## Start

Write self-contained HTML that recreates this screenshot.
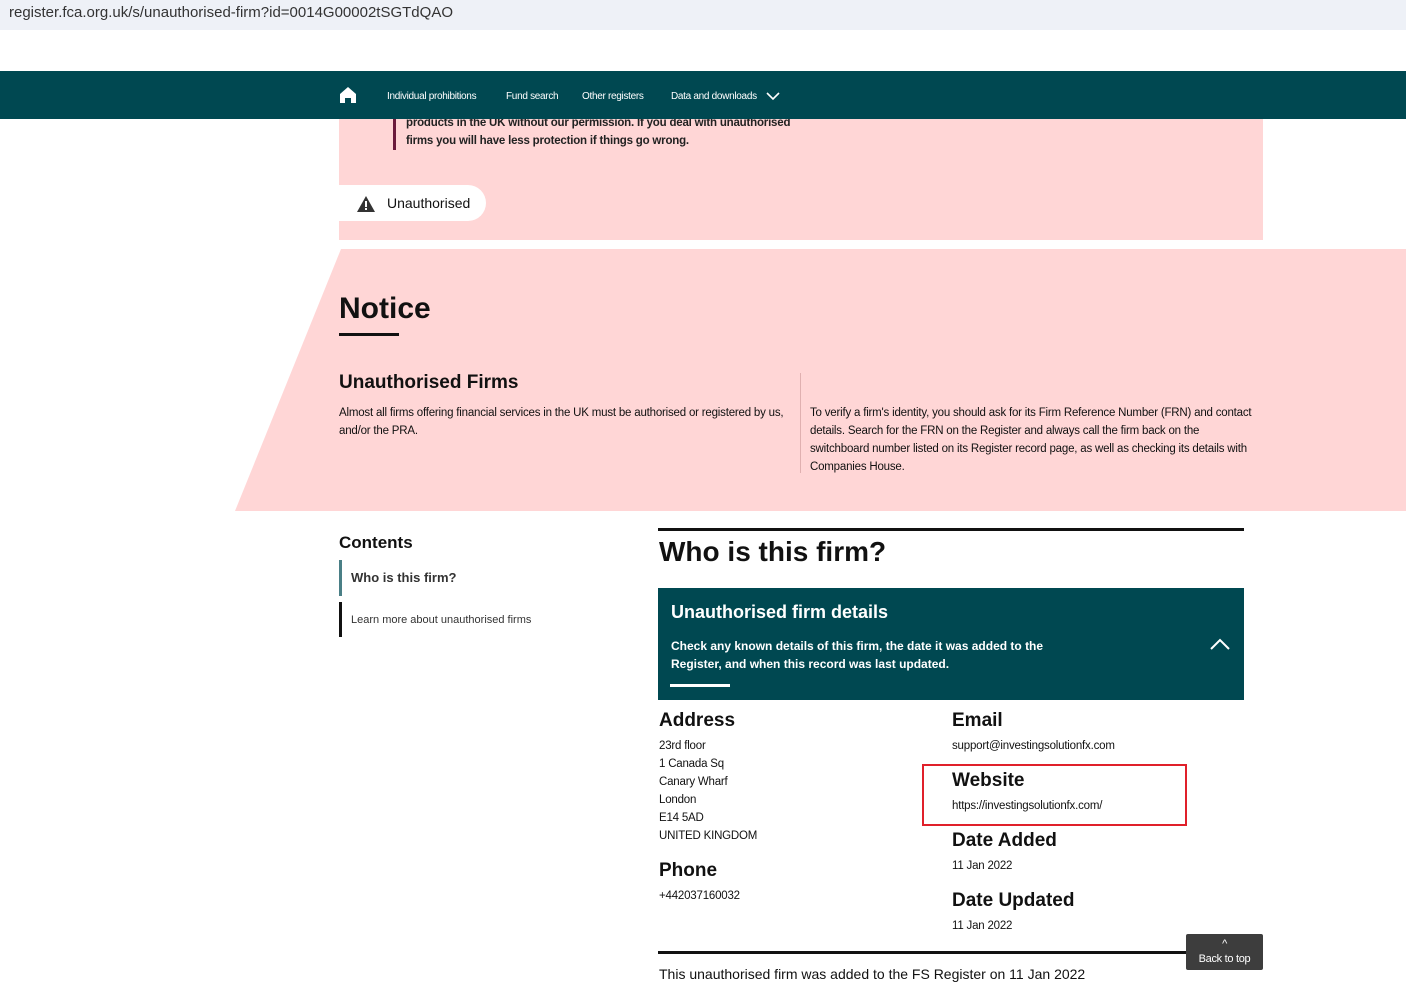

## End
## Start

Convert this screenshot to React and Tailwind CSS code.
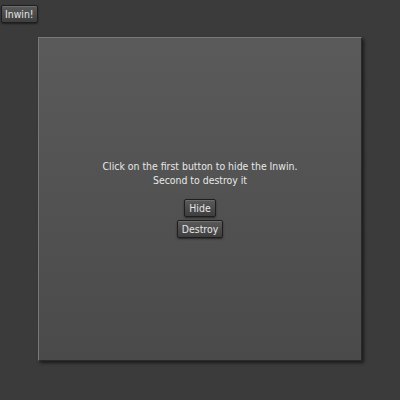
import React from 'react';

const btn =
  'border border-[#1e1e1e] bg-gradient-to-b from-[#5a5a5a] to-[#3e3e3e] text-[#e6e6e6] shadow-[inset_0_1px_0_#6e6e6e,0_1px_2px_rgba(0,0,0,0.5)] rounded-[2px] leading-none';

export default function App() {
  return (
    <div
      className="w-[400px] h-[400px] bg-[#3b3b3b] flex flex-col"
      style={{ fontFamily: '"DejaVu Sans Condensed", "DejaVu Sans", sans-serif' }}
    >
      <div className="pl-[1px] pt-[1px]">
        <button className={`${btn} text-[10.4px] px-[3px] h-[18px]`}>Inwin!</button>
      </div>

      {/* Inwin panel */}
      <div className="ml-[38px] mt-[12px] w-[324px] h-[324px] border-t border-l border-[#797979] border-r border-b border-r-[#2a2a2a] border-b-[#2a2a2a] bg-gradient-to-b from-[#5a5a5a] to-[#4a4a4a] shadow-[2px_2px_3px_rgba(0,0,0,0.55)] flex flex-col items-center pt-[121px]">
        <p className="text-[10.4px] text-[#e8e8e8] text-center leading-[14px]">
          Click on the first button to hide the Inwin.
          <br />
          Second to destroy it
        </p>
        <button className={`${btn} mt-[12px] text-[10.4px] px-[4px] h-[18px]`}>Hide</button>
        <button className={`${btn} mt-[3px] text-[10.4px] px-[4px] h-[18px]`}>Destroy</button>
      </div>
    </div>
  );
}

## End

From the records above, give again only the part that opens with the line containing "Convert this screenshot" and closes with the line containing "border-[#1e1e1e] bg-gradient-to-b from-[#5a5a5a]". Keep both ends but drop the pictures.

> [ANSWER]
Convert this screenshot to React and Tailwind CSS code.
import React from 'react';

const btn =
  'border border-[#1e1e1e] bg-gradient-to-b from-[#5a5a5a] to-[#3e3e3e] text-[#e6e6e6] shadow-[inset_0_1px_0_#6e6e6e,0_1px_2px_rgba(0,0,0,0.5)] rounded-[2px] leading-none';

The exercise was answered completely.